瞑想で、わたしにとって悪だった”ぼーっとする”を訓練して得たもの
子どもの頃から”ぼーっとする”という経験が全くなかった
中学生のとき、部活の後輩からこんな質問をされたことがある。
「石神さんて、ぼーっとすることとかあるんですか?」
わたしは驚いてこう答えた。
「え、逆にぼーっとするときがあるの?」
当時のわたしにとって、”ぼーっとする”という言葉は自分の辞書になかった。
そう聞かれるまでの間、「このときぼーっとしていたな」と思う瞬間を一度も味わったことがなく、まさか、定期的にぼーっとしている人がこんなに身近にいるんだと思ってかなりびっくりした。
でも、他の人たちにも聞くと、みんなけっこう”ぼーっとする”時間があるようで、わたしのように”ぼーっとする”時間がない人間のほうが稀であるということをこのとき初めて知った。
でも、当時、自他ともに認める優等生だったわたしは、そんな自分を誇りに思っていた。
ぼーっとする時間=何もしていない時間=時間の無駄遣いという感覚だったので、時間を無駄に使うこともなくやるべきことをやっている自分は、なんと素晴らしい人間なのだと思っていた。
でも、社会人になって12年経ったタイミングで仕事で体調を崩し、キャリアブレイクにいたり、この”ぼーっとする”というスキル(もはやスキルだ)がどんなに人間にとって大事だったのかを知ることになる。
これに気づいたのは、瞑想を始め、その良さを自覚できるようになったつい最近のことだ。
わたしと瞑想
瞑想は、やることとしては、①姿勢よく座り、②頭をからっぽにし、③呼吸に集中する、というものだ。
瞑想中は、湧き上がってくる様々な感情をただ見つめて、取り合わないようにすることが大事である。
つまり、”ぼーっとする”時間を意識的に作るということとわたしは理解した。
始めたばかりのときはよくわからなかった。
というか、全然うまくできなかった。
それもそのはず、"ぼーっとする"という概念を持たずに30年以上過ごしてきたのだ。
最初は、瞑想中は様々なことをぐるぐる考えまくって時間がすぎ、結局なんの時間だこれ?となることがほとんどだった。

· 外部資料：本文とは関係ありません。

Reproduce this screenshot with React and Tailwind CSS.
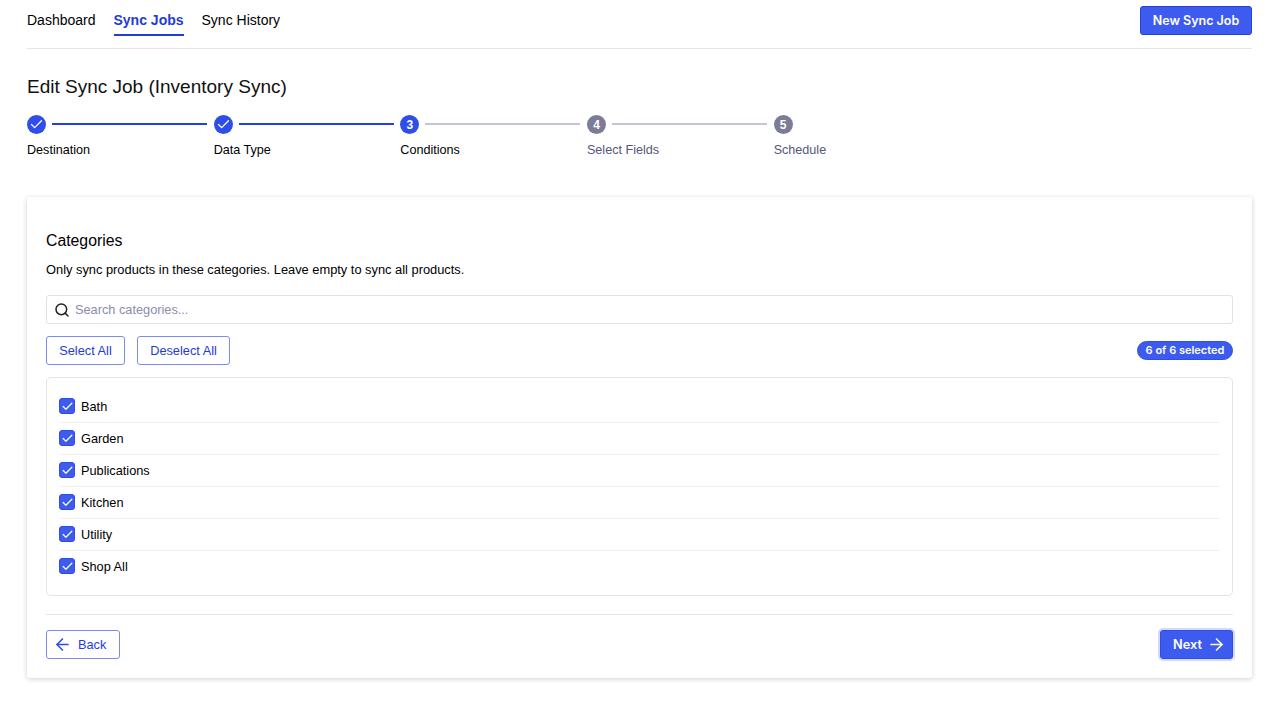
import React from 'react';
import { ArrowLeft, ArrowRight, Check, Search } from 'lucide-react';

const steps = [
  { label: 'Destination', state: 'done' },
  { label: 'Data Type', state: 'done' },
  { label: 'Conditions', state: 'active', n: 3 },
  { label: 'Select Fields', state: 'todo', n: 4 },
  { label: 'Schedule', state: 'todo', n: 5 },
];

const categories = ['Bath', 'Garden', 'Publications', 'Kitchen', 'Utility', 'Shop All'];

const Header = () => (
  <header className="h-[49px] flex justify-between border-b border-[#e6e6ea]">
    <nav className="flex gap-[18px] text-[14px] leading-[20px] text-black">
      <a className="pt-[10px]">Dashboard</a>
      <a className="pt-[10px] h-[36px] font-bold text-[#1f3bdc] border-b-2 border-[#1f3bdc]">Sync Jobs</a>
      <a className="pt-[10px]">Sync History</a>
    </nav>
    <button className="mt-[6px] h-[29px] w-[112px] pt-px rounded-[3px] bg-[#3e5bf0] border border-[#2340dc] text-white text-[12.5px] font-semibold font-['Inter',sans-serif]">
      New Sync Job
    </button>
  </header>
);

const Step = ({ step, last }) => (
  <div className={last ? 'w-[60px]' : 'w-[186.67px]'}>
    <div className="flex items-center h-[19px]">
      {step.state === 'done' && (
        <span className="w-[19px] h-[19px] shrink-0 rounded-full bg-[#2f4de8] flex items-center justify-center">
          <Check size={15} strokeWidth={2} className="text-white" />
        </span>
      )}
      {step.state === 'active' && (
        <span className="w-[19px] h-[19px] shrink-0 rounded-full bg-[#2f4de8] flex items-center justify-center text-white text-[12px] font-bold">
          {step.n}
        </span>
      )}
      {step.state === 'todo' && (
        <span className="w-[19px] h-[19px] shrink-0 rounded-full bg-[#7b7d98] flex items-center justify-center text-white text-[12px] font-bold">
          {step.n}
        </span>
      )}
      {!last && (
        <div className={`ml-[6px] mb-px w-[155px] h-[2px] ${step.state === 'done' ? 'bg-[#2440d8]' : 'bg-[#c3c3de]'}`} />
      )}
    </div>
    <div className={`mt-[7px] text-[12.6px] leading-[18px] whitespace-nowrap ${step.state === 'todo' ? 'text-[#55577a]' : 'text-black'}`}>
      {step.label}
    </div>
  </div>
);

const CategoryRow = ({ name, first }) => (
  <div className={`flex items-center h-[32px] gap-[6px] ${first ? '' : 'border-t border-[#f1f1f4] pb-px'}`}>
    <span className="w-[16px] h-[16px] rounded-[3px] bg-[#3e5bf0] border border-[#2f4de8] flex items-center justify-center">
      <Check size={13} strokeWidth={2.25} className="text-white" />
    </span>
    <span className="mt-[2px] text-[12.75px] leading-[18px] text-black">{name}</span>
  </div>
);

const App = () => {
  return (
    <div className="w-[1280px] h-[720px] bg-white pl-[27px] pr-[28px] overflow-hidden font-['Liberation_Sans',sans-serif]">
      <Header />

      <h1 className="mt-[25px] text-[19px] leading-[26px] text-[#111]">Edit Sync Job (Inventory Sync)</h1>

      <div className="flex mt-[15px]">
        {steps.map((s, i) => (
          <Step key={s.label} step={s} last={i === steps.length - 1} />
        ))}
      </div>

      <main className="mt-[38px] h-[481px] rounded-[3px] bg-white shadow-[0_1px_5px_rgba(30,30,60,0.22)] px-[19px] pt-[34px]">
        <h2 className="text-[15.8px] leading-[20px] text-black">Categories</h2>
        <p className="mt-[9px] text-[12.85px] leading-[20px] text-black">
          Only sync products in these categories. Leave empty to sync all products.
        </p>

        <div className="mt-[15px] h-[29px] flex items-center gap-[5px] px-[7px] rounded-[3px] border border-[#e2e2e6]">
          <Search size={16} strokeWidth={2.25} className="text-[#222]" />
          <span className="text-[12.75px] text-[#8c8cab]">Search categories...</span>
        </div>

        <div className="mt-[12px] flex items-center justify-between">
          <div className="flex gap-[12px]">
            <button className="h-[29px] w-[79px] rounded-[3px] border border-[#7b8cf0] text-[#1f3bdc] text-[12.75px]">Select All</button>
            <button className="h-[29px] w-[93px] rounded-[3px] border border-[#7b8cf0] text-[#1f3bdc] text-[12.75px]">Deselect All</button>
          </div>
          <span className="h-[19px] w-[96px] flex items-center justify-center rounded-full bg-[#3e5bf0] border border-[#2f4de8] text-white text-[11px] font-semibold font-['Inter',sans-serif]">
            6 of 6 selected
          </span>
        </div>

        <div className="mt-[12px] h-[219px] rounded-[5px] border border-[#e4e4e8] p-[12px]">
          {categories.map((c, i) => (
            <CategoryRow key={c} name={c} first={i === 0} />
          ))}
        </div>

        <div className="mt-[18px] pt-[15px] border-t border-[#e6e6ea] flex items-center justify-between">
          <button className="h-[29px] w-[74px] flex items-center pl-[6px] gap-[6px] rounded-[3px] border border-[#7b8cf0] text-[#1f3bdc] text-[12.75px]">
            <ArrowLeft size={19} strokeWidth={2} className="text-[#2f4de8]" />
            Back
          </button>
          <button className="h-[29px] w-[73px] flex items-center pl-[12px] gap-[5.5px] rounded-[3px] bg-[#3e5bf0] border border-[#2f4de8] ring-2 ring-[#d3dafc] text-white text-[12.75px] font-semibold font-['Inter',sans-serif]">
            Next
            <ArrowRight size={19} strokeWidth={2} />
          </button>
        </div>
      </main>
    </div>
  );
};

export default App;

しかし、毎日続けていくなかで、だんだんコツを掴み「あれ、いま頭空っぽだったよね?なんかスッキリしている気がする!」と思えるようになり、次第に「これが瞑想の効果だな」と自覚できることも増えてきている。
わたしが感じた瞑想の効果の中で一番良かったのは、オンオフの切り替えが上手になったことである。
本当の意味での”オンオフの切り替え”
瞑想を始めてから、これまで、わたしは仕事とプライベートのオンオフや、嫌なことがあったときの気持ちの切り替えが、あまり上手にできていなかったことに気付いた。
仕事の時間が終わり、PCの電源を切っても、いつまでも仕事のことを考えてしまう。
また、嫌なことがあったとき、そのことについてずーっと考えてしまい、夜もそれでまたイライラしたりして眠れないときもよくあった。

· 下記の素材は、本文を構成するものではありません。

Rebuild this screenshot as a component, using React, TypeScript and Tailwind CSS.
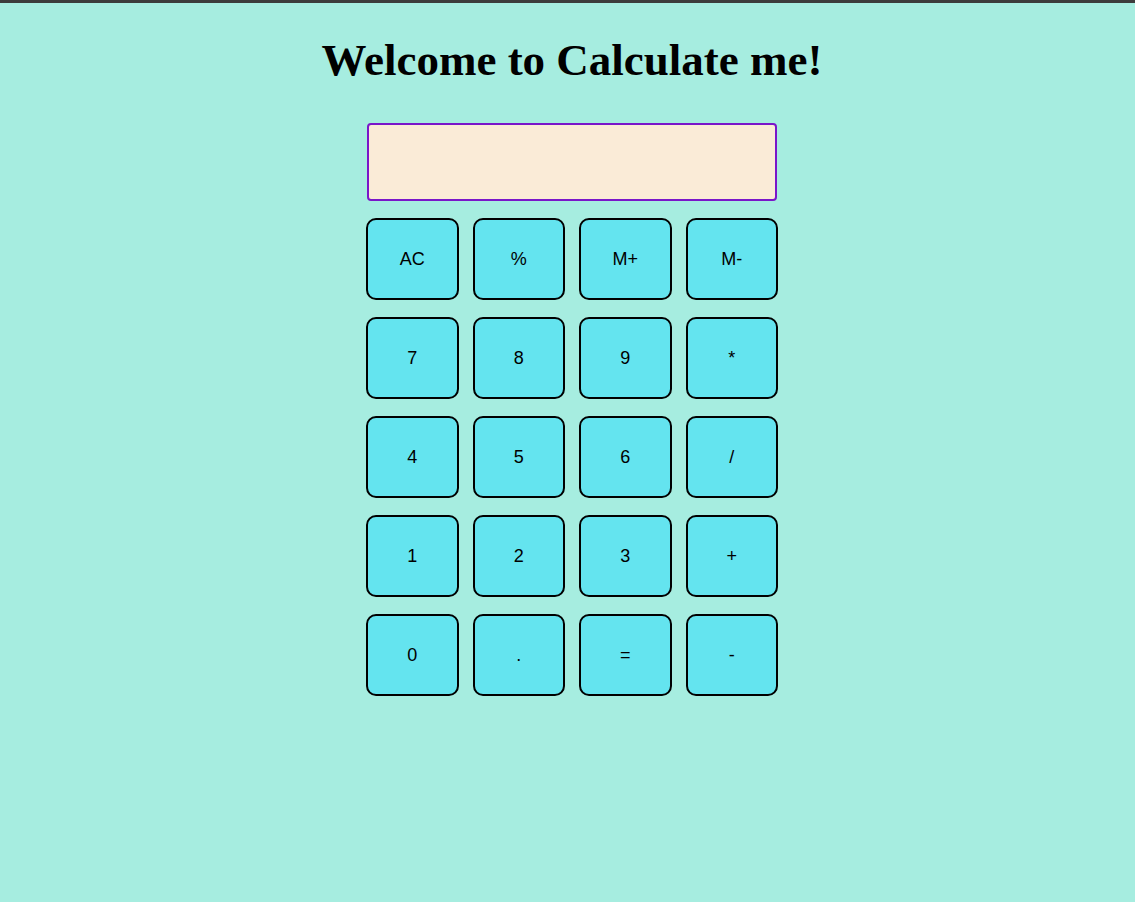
const keys = [
  "AC", "%", "M+", "M-",
  "7", "8", "9", "*",
  "4", "5", "6", "/",
  "1", "2", "3", "+",
  "0", ".", "=", "-",
];

const App = () => {
  return (
    <div className="min-h-[902px] bg-[#a6ede0] border-t-[3px] border-[#3c3c3c] pl-[9px]">
      <h1 className="pt-[27px] text-center font-['Liberation_Serif',serif] text-[45px] font-bold leading-[60px] text-black">
        Welcome to Calculate me!
      </h1>
      <div className="mx-auto mt-[33px] w-[412px]">
        <div className="mx-auto h-[78px] w-[410px] rounded-[4px] border-2 border-[#7a16c9] bg-[#faebd7]"></div>
        <div className="mt-[17px] grid grid-cols-4 gap-x-[14px] gap-y-[17px]">
          {keys.map((k) => (
            <button
              key={k}
              className="h-[82px] rounded-[10px] border-2 border-black bg-[#64e4ef] font-['Liberation_Sans',sans-serif] text-[18px] text-black"
            >
              {k}
            </button>
          ))}
        </div>
      </div>
    </div>
  );
};

export default App;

悩んでも何も変わらないとわかっていることをいつまでも考えてしまったり。
忘れたくても忘れられない、頭がずっと休まらないという状態なので、土日ゆっくり休めたと思ってもなんかスッキリしないな、ということがとても多かった。
子どもの頃から、”ぼーっとする”という行為を悪だと思っていたわたしは、いつの間にか、頭を休めることができなくなってしまっていたのだ。
悪だと思っていたからこそ経験せずに(というかそもそもその概念がなかったのだが)20年以上たち、今度はそれを訓練して習得しようとし始めたのはなんだか面白い。
しかし、朝のたったの5分の瞑想を続けて約2ヶ月ほど経った今、”感情に取り合わない””今に集中する”という訓練を瞑想でしていることで、考えごとが湧き上がってきても「わかったわかった、でも今はそれを考える時間じゃないんで!」と、それらからきちんと距離を置くことができるようになってきた。
そのおかげで、朝起きてから仕事を始めるまでの1時間半ほどの時間はとても心穏やかに過ごせるようになったし、土日も思いっきり遊びを楽しむことができているように思う。
これが、本当の意味での「オンオフ」なのだなと、めちゃくちゃ実感している日々である。
瞑想は相性もあるようだが、心が休まりづらい、いつまでも悩んでしまう、と感じている人にはぜひ、瞑想を始めてみてもらいたい。
瞑想というと難しく感じてしまう人は、まずは”ぼーっとする”ことから始めてみても良いかもしれない。